*WHAT YOU HAVE TO DO*.
Please transcribe the listing below in full and word for word, without its pictures.

*RECORDED DATA*.

####################

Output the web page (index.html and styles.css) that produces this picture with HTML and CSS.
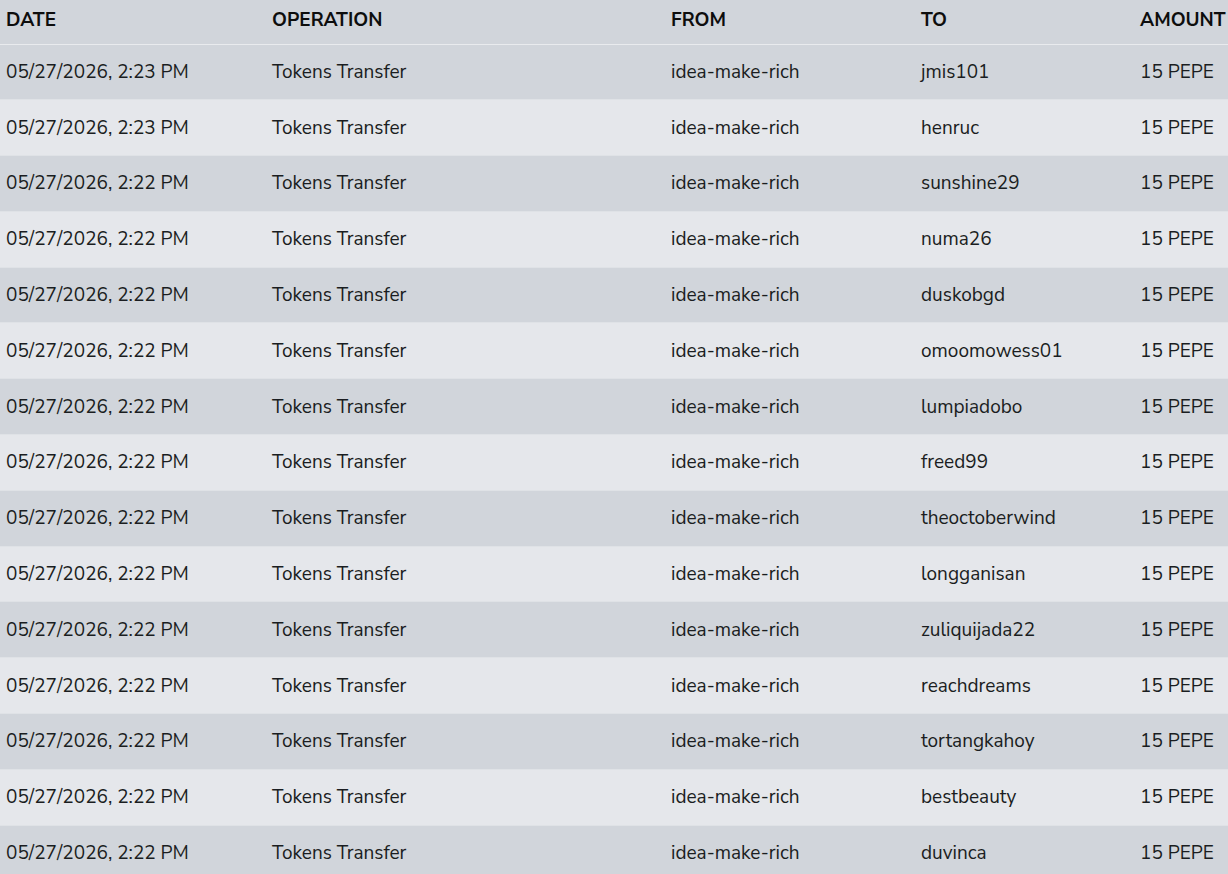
FILE: index.html
```html
<!DOCTYPE html>
<html lang="en">
<head>
    <meta charset="UTF-8">
    <meta name="viewport" content="width=device-width, initial-scale=1.0">
    <title>Token History</title>
    <link rel="stylesheet" href="styles.css">
</head>
<body>

    <div class="history">
        <table class="history-table">
            <thead>
                <tr>
                    <th class="col-date">DATE</th>
                    <th class="col-op">OPERATION</th>
                    <th class="col-from">FROM</th>
                    <th class="col-to">TO</th>
                    <th class="col-amount">AMOUNT</th>
                </tr>
            </thead>
            <tbody>
                <tr><td>05/27/2026, 2:23 PM</td><td>Tokens Transfer</td><td>idea-make-rich</td><td>jmis101</td><td>15 PEPE</td></tr>
                <tr><td>05/27/2026, 2:23 PM</td><td>Tokens Transfer</td><td>idea-make-rich</td><td>henruc</td><td>15 PEPE</td></tr>
                <tr><td>05/27/2026, 2:22 PM</td><td>Tokens Transfer</td><td>idea-make-rich</td><td>sunshine29</td><td>15 PEPE</td></tr>
                <tr><td>05/27/2026, 2:22 PM</td><td>Tokens Transfer</td><td>idea-make-rich</td><td>numa26</td><td>15 PEPE</td></tr>
                <tr><td>05/27/2026, 2:22 PM</td><td>Tokens Transfer</td><td>idea-make-rich</td><td>duskobgd</td><td>15 PEPE</td></tr>
                <tr><td>05/27/2026, 2:22 PM</td><td>Tokens Transfer</td><td>idea-make-rich</td><td>omoomowess01</td><td>15 PEPE</td></tr>
                <tr><td>05/27/2026, 2:22 PM</td><td>Tokens Transfer</td><td>idea-make-rich</td><td>lumpiadobo</td><td>15 PEPE</td></tr>
                <tr><td>05/27/2026, 2:22 PM</td><td>Tokens Transfer</td><td>idea-make-rich</td><td>freed99</td><td>15 PEPE</td></tr>
                <tr><td>05/27/2026, 2:22 PM</td><td>Tokens Transfer</td><td>idea-make-rich</td><td>theoctoberwind</td><td>15 PEPE</td></tr>
                <tr><td>05/27/2026, 2:22 PM</td><td>Tokens Transfer</td><td>idea-make-rich</td><td>longganisan</td><td>15 PEPE</td></tr>
                <tr><td>05/27/2026, 2:22 PM</td><td>Tokens Transfer</td><td>idea-make-rich</td><td>zuliquijada22</td><td>15 PEPE</td></tr>
                <tr><td>05/27/2026, 2:22 PM</td><td>Tokens Transfer</td><td>idea-make-rich</td><td>reachdreams</td><td>15 PEPE</td></tr>
                <tr><td>05/27/2026, 2:22 PM</td><td>Tokens Transfer</td><td>idea-make-rich</td><td>tortangkahoy</td><td>15 PEPE</td></tr>
                <tr><td>05/27/2026, 2:22 PM</td><td>Tokens Transfer</td><td>idea-make-rich</td><td>bestbeauty</td><td>15 PEPE</td></tr>
                <tr><td>05/27/2026, 2:22 PM</td><td>Tokens Transfer</td><td>idea-make-rich</td><td>duvinca</td><td>15 PEPE</td></tr>
            </tbody>
        </table>
    </div>

</body>
</html>
```

FILE: styles.css
```css
body {
    margin: 0;
    font-family: 'Nunito Sans', 'Lato', 'Noto Sans', sans-serif;
    background-color: #e5e7eb;
    color: #1a1d21;
    overflow: hidden;
}

.history {
    width: 1228px;
    overflow: hidden;
}

.history-table {
    border-collapse: collapse;
    width: 1300px;
    table-layout: fixed;
}

.history-table th {
    height: 44px;
    padding: 0 6px 4px;
    text-align: left;
    font-size: 19px;
    font-weight: 700;
    background-color: #d1d5db;
    color: #0d0d0d;
    border-bottom: 1px solid #e9ebee;
    box-sizing: border-box;
    vertical-align: middle;
}

.col-date { width: 266px; }
.col-op { width: 399px; }
.col-from { width: 250px; }
.col-to { width: 219px; }
.col-amount { width: 166px; }

.history-table td {
    height: 55.8px;
    padding: 0 6px;
    font-size: 19px;
    box-sizing: border-box;
    border-bottom: 1px solid #dfe2e6;
    vertical-align: middle;
    white-space: nowrap;
}

.history-table tbody tr:nth-child(odd) {
    background-color: #d1d5db;
}

.history-table tbody tr:nth-child(even) {
    background-color: #e5e7eb;
}
```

####################

*COMPLETE RESPONSE*.
Output the web page (index.html and styles.css) that produces this picture with HTML and CSS.
FILE: index.html
```html
<!DOCTYPE html>
<html lang="en">
<head>
    <meta charset="UTF-8">
    <meta name="viewport" content="width=device-width, initial-scale=1.0">
    <title>Token History</title>
    <link rel="stylesheet" href="styles.css">
</head>
<body>

    <div class="history">
        <table class="history-table">
            <thead>
                <tr>
                    <th class="col-date">DATE</th>
                    <th class="col-op">OPERATION</th>
                    <th class="col-from">FROM</th>
                    <th class="col-to">TO</th>
                    <th class="col-amount">AMOUNT</th>
                </tr>
            </thead>
            <tbody>
                <tr><td>05/27/2026, 2:23 PM</td><td>Tokens Transfer</td><td>idea-make-rich</td><td>jmis101</td><td>15 PEPE</td></tr>
                <tr><td>05/27/2026, 2:23 PM</td><td>Tokens Transfer</td><td>idea-make-rich</td><td>henruc</td><td>15 PEPE</td></tr>
                <tr><td>05/27/2026, 2:22 PM</td><td>Tokens Transfer</td><td>idea-make-rich</td><td>sunshine29</td><td>15 PEPE</td></tr>
                <tr><td>05/27/2026, 2:22 PM</td><td>Tokens Transfer</td><td>idea-make-rich</td><td>numa26</td><td>15 PEPE</td></tr>
                <tr><td>05/27/2026, 2:22 PM</td><td>Tokens Transfer</td><td>idea-make-rich</td><td>duskobgd</td><td>15 PEPE</td></tr>
                <tr><td>05/27/2026, 2:22 PM</td><td>Tokens Transfer</td><td>idea-make-rich</td><td>omoomowess01</td><td>15 PEPE</td></tr>
                <tr><td>05/27/2026, 2:22 PM</td><td>Tokens Transfer</td><td>idea-make-rich</td><td>lumpiadobo</td><td>15 PEPE</td></tr>
                <tr><td>05/27/2026, 2:22 PM</td><td>Tokens Transfer</td><td>idea-make-rich</td><td>freed99</td><td>15 PEPE</td></tr>
                <tr><td>05/27/2026, 2:22 PM</td><td>Tokens Transfer</td><td>idea-make-rich</td><td>theoctoberwind</td><td>15 PEPE</td></tr>
                <tr><td>05/27/2026, 2:22 PM</td><td>Tokens Transfer</td><td>idea-make-rich</td><td>longganisan</td><td>15 PEPE</td></tr>
                <tr><td>05/27/2026, 2:22 PM</td><td>Tokens Transfer</td><td>idea-make-rich</td><td>zuliquijada22</td><td>15 PEPE</td></tr>
                <tr><td>05/27/2026, 2:22 PM</td><td>Tokens Transfer</td><td>idea-make-rich</td><td>reachdreams</td><td>15 PEPE</td></tr>
                <tr><td>05/27/2026, 2:22 PM</td><td>Tokens Transfer</td><td>idea-make-rich</td><td>tortangkahoy</td><td>15 PEPE</td></tr>
                <tr><td>05/27/2026, 2:22 PM</td><td>Tokens Transfer</td><td>idea-make-rich</td><td>bestbeauty</td><td>15 PEPE</td></tr>
                <tr><td>05/27/2026, 2:22 PM</td><td>Tokens Transfer</td><td>idea-make-rich</td><td>duvinca</td><td>15 PEPE</td></tr>
            </tbody>
        </table>
    </div>

</body>
</html>
```

FILE: styles.css
```css
body {
    margin: 0;
    font-family: 'Nunito Sans', 'Lato', 'Noto Sans', sans-serif;
    background-color: #e5e7eb;
    color: #1a1d21;
    overflow: hidden;
}

.history {
    width: 1228px;
    overflow: hidden;
}

.history-table {
    border-collapse: collapse;
    width: 1300px;
    table-layout: fixed;
}

.history-table th {
    height: 44px;
    padding: 0 6px 4px;
    text-align: left;
    font-size: 19px;
    font-weight: 700;
    background-color: #d1d5db;
    color: #0d0d0d;
    border-bottom: 1px solid #e9ebee;
    box-sizing: border-box;
    vertical-align: middle;
}

.col-date { width: 266px; }
.col-op { width: 399px; }
.col-from { width: 250px; }
.col-to { width: 219px; }
.col-amount { width: 166px; }

.history-table td {
    height: 55.8px;
    padding: 0 6px;
    font-size: 19px;
    box-sizing: border-box;
    border-bottom: 1px solid #dfe2e6;
    vertical-align: middle;
    white-space: nowrap;
}

.history-table tbody tr:nth-child(odd) {
    background-color: #d1d5db;
}

.history-table tbody tr:nth-child(even) {
    background-color: #e5e7eb;
}
```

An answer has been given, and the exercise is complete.